Thomas Pringle (5 January 1789 – 5 December 1834) was a Scottish writer, poet and abolitionist. Known as the father of South African poetry, he was the first successful English language poet and author to describe South Africa’s scenery, native peoples, and living conditions. Whilst facing hard times back in Scotland and unable to earn a living, Pringle secured free passage and a British Government resettlement offer of land in South Africa in 1820. The land granted to the Scottish party in the Baviaans River Valley was miles away from the bulk of the 5,000 English Settlers who were granted land in the area of Grahamstown. Being lame (he was injured in an accident in infancy), he himself took to literary work in Cape Town rather than farming, opened a school, and conducted two newspapers. However, both papers became suppressed for their free criticisms of the Colonial Government, and his school closed. Without a livelihood, and with debts, Thomas returned to Britain and settled in London.
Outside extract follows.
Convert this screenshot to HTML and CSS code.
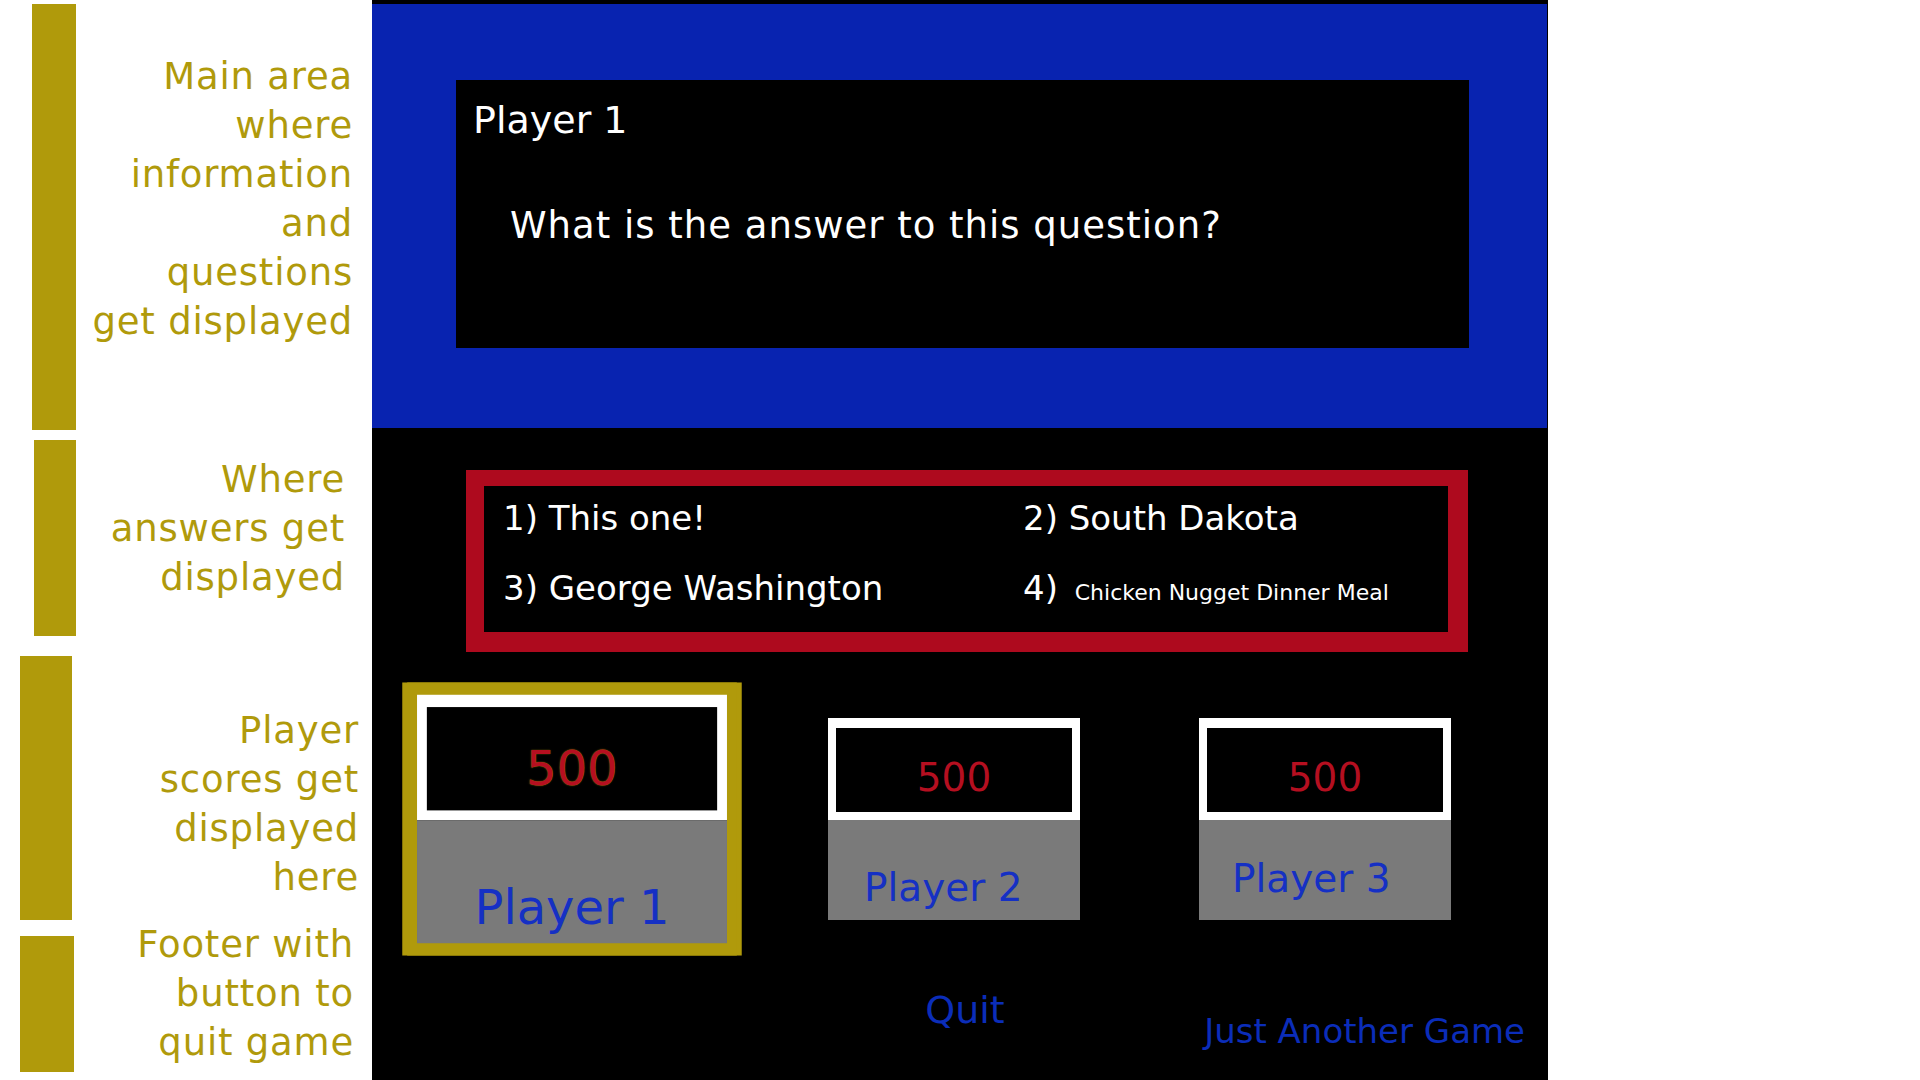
FILE: index.html
```html
<!DOCTYPE html>
<html lang="en">
<head>
<meta charset="utf-8">
<title>Just Another Game</title>
<link rel="stylesheet" href="styles.css">
</head>
<body>
<div class="page">
  <aside class="side">
    <div class="bars">
      <div class="bar bar--main"></div>
      <div class="bar bar--answers"></div>
      <div class="bar bar--scores"></div>
      <div class="bar bar--footer"></div>
    </div>
    <div class="labels">
      <p class="label label--main">Main area<br>where<br>information<br>and<br>questions<br>get displayed</p>
      <p class="label label--answers">Where<br>answers get<br>displayed</p>
      <p class="label label--scores">Player<br>scores get<br>displayed<br>here</p>
      <p class="label label--footer">Footer with<br>button to<br>quit game</p>
    </div>
  </aside>
  <main class="game">
    <section class="board">
      <div class="prompt">
        <div class="prompt-player">Player 1</div>
        <div class="prompt-question">What is the answer to this question?</div>
      </div>
    </section>
    <section class="answers">
      <div class="answers-grid">
        <div class="answer">1) This one!</div>
        <div class="answer">2) South Dakota</div>
        <div class="answer">3) George Washington</div>
        <div class="answer">4) <span class="answer-small">Chicken Nugget Dinner Meal</span></div>
      </div>
    </section>
    <section class="players">
      <div class="card card--active card--p1">
        <div class="card-score"><div class="card-score-value">500</div></div>
        <div class="card-name">Player 1</div>
      </div>
      <div class="card card--p2">
        <div class="card-score"><div class="card-score-value">500</div></div>
        <div class="card-name">Player 2</div>
      </div>
      <div class="card card--p3">
        <div class="card-score"><div class="card-score-value">500</div></div>
        <div class="card-name">Player 3</div>
      </div>
    </section>
    <footer class="footer">
      <span class="footer-spacer"></span>
      <button class="quit" type="button">Quit</button>
      <span class="footer-title">Just Another Game</span>
    </footer>
  </main>
</div>
</body>
</html>
```

FILE: styles.css
```css
html, body {
  margin: 0;
  padding: 0;
  background: #ffffff;
  font-family: "DejaVu Sans", Verdana, sans-serif;
}

.page {
  display: flex;
  height: 1080px;
  overflow: hidden;
}

/* ---------- annotation column ---------- */
.side {
  flex: none;
  width: 372px;
  display: flex;
  background: #ffffff;
}

.bars {
  flex: none;
  width: 80px;
  display: flex;
  flex-direction: column;
}

.bar {
  flex: none;
  background: #b09a0b;
}

.bar--main    { margin-top: 4px;  height: 426px; margin-left: 32px; width: 44px; }
.bar--answers { margin-top: 10px; height: 196px; margin-left: 34px; width: 42px; }
.bar--scores  { margin-top: 20px; height: 264px; margin-left: 20px; width: 52px; }
.bar--footer  { margin-top: 16px; height: 136px; margin-left: 20px; width: 54px; }

.labels {
  flex: 1;
  display: flex;
  flex-direction: column;
}

.label {
  margin: 0;
  color: #b09a0b;
  font-size: 37px;
  line-height: 49px;
  letter-spacing: 0.8px;
  text-align: right;
  white-space: nowrap;
}

.label--main    { margin-top: 52px;  padding-right: 19px; }
.label--answers { margin-top: 109px; padding-right: 27px; }
.label--scores  { margin-top: 104px; padding-right: 13px; }
.label--footer  { margin-top: 18px;  padding-right: 18px; }

/* ---------- game column ---------- */
.game {
  flex: none;
  width: 1176px;
  background: #000000;
  padding-top: 4px;
  display: flex;
  flex-direction: column;
}

.board {
  background: #0823b0;
  margin-right: 1px;
  padding: 76px 78px 80px 84px;
}

.prompt {
  height: 268px;
  box-sizing: border-box;
  background: #000000;
  color: #ffffff;
  padding: 18px 0 0 17px;
}

.prompt-player {
  font-size: 38px;
  line-height: 44px;
}

.prompt-question {
  margin-top: 62px;
  padding-left: 37px;
  font-size: 37px;
  line-height: 44px;
  letter-spacing: 1px;
}

.answers {
  margin: 42px 80px 0 94px;
  border-style: solid;
  border-color: #ae0a1e;
  border-width: 16px 20px 20px 18px;
  background: #000000;
  height: 146px;
}

.answers-grid {
  display: grid;
  grid-template-columns: 520px 1fr;
  row-gap: 30px;
  padding: 12px 0 0 19px;
}

.answer {
  color: #ffffff;
  font-size: 34px;
  line-height: 40px;
  white-space: nowrap;
}

.answer-small {
  font-size: 22px;
  margin-left: 6px;
}

/* ---------- player cards ---------- */
.players {
  margin-top: 66px;
  padding-left: 74px;
  display: grid;
  grid-template-columns: 382px 371px 252px;
  align-items: start;
}

.card {
  width: 252px;
  height: 202px;
  display: flex;
  flex-direction: column;
}

.card-score {
  background: #ffffff;
  padding: 10px 8px 8px;
}

.card-score-value {
  height: 84px;
  box-sizing: border-box;
  padding-top: 16px;
  line-height: 68px;
  background: #000000;
  color: #b50f20;
  font-size: 39px;
  text-align: center;
}

.card-name {
  flex: 1;
  background: #7a7a7a;
  color: #1530c4;
  font-size: 39px;
  line-height: 46px;
  white-space: nowrap;
}

.card--p1 .card-name { text-align: center; padding-top: 48px; }
.card--p2 .card-name { padding-left: 36px; padding-top: 45px; }
.card--p3 .card-name { padding-left: 33px; padding-top: 36px; }

.card--active {
  transform: scale(1.23);
  box-shadow: -2px 0 0 10px #b09a0b, 2px 0 0 10px #b09a0b;
}

.card--active .card-score-value {
  text-shadow: 0 0 1px #b09a0b;
}

/* ---------- footer ---------- */
.footer {
  display: grid;
  grid-template-columns: 1fr auto 1fr;
  align-items: start;
}

.quit {
  margin: 68px 0 0;
  padding: 0 0 0 10px;
  border: none;
  background: none;
  color: #0b2db9;
  font-family: inherit;
  font-size: 38px;
  line-height: 44px;
  cursor: pointer;
}

.footer-title {
  justify-self: end;
  margin-top: 91px;
  padding-right: 23px;
  color: #0b2db9;
  font-size: 34px;
  line-height: 40px;
  white-space: nowrap;
}
```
The plaque on the monument reads:
THE SCOTTISH PARTY OF 1820 SETTLERS LED BY
THOMAS PRINGLE CHANGED WAGONS, DRIVERS
AND OXEN AT ROODEWAL MILITARY CAMP
IN THIS VICINITY AND AFTER A REST OF TWO DAYS
CROSSED THE GREAT FISH RIVER NEAR HERE
AND PROCEEDED ON THEIR JOURNEY
TO THEIR SETTLEMENT IN THE
BAVIAANS RIVER VALLEY.
Right next to the stone monument stands an old railway sleeper with another plaque on it. This monument refers to The Slachtersnek Rebellion and The Roodewal Fort. Fort Roodewal was one of a number of outposts set up by Lord Charles Somerset along the Fish River between 1814 and 1819.
The inscription on the plaque tells the story of the Fort’s link to the Slagtersnek Rebellion.
This is the terrain of Fort Roodewal from where
the grandson of a French Huguenot, Lt. Frans
Rousseau, who was in command of the post, left
on the morning of the 9th of October 1815 with 8
“pandoere” (Cape Coloured soldiers) to arrest
Little did the young Lieutenant know that the
order he gave the next day to shoot Freek
Bezuidenhout after he resisted arrest, would be
the begining of one of the most unfortunate
incidents in the history of South Africa;
The Slachtersnek Rebellion
The third heritage site is the grave of the Van Aardts: 1825 and 1856. The Van Aardts have been farming at Roodewal for many generations.
Frans Johannes van Aardt farmed on the farm Roodewal located south of Bosberg on the West Bank of the Great Fish River. His first wife, Susanna Tregardt Wilhelmina was the sister of the Great Trek leader Louis Tregardt. She operated the cook house for British soldiers at the Roodewal Post which led to the name Kookhuisdrif, Kookhuis and later Cookhouse. After her relatively early death, date unknown, Frans Johannes remarried Maria Johanna Mentz, widow of Charles Allen. According to her death notice, “She died accidentally on the road to Balfour, Stockenstrom district” on 01/30/1869.
The farm is still family-owned after more than 200 years. It is currently owned by Willem Petrus van Aardt, a descendant of Frans Johannes and Susanna Wilhelmina van Aardt, a well-known Merino farmer of the Eastern Cape. Willem was searching for and identifying the graves of his ancestors. With the help of an old farmworker the grave of Frans Johannes Van Aardt, was found near the Fish River. He was born on the 12th September 1777 and died 6 June 1856. His two wives are buried with him. The first wife was Susanna Wilhelmina Tregardt (married 21st October 1798) and Maria Johanna Mentz MENTZ married 11 Mar 1826.
The original gravestone is still on the site and although it’s cracked, the words can still be clearly read.
Waar gij nu ben waar ik voordesen
Waar ik nu ben zult gij haas weesen
Door Gods krag en Gods mag
Wort alles weer tot stuf gebrag
This roughly translates to:
Where you are now where I anticipate, Where I am now you have been, By God’s power and God’s might, everything is turned to dust again.
This whole site may seem very insignificant to those passing by on the road, but to those with a keen interest in the history of the area, both Dutch and British, this spot really is worth stopping and reading up on a little more. I’m hoping this post would pique at least a little interest for some.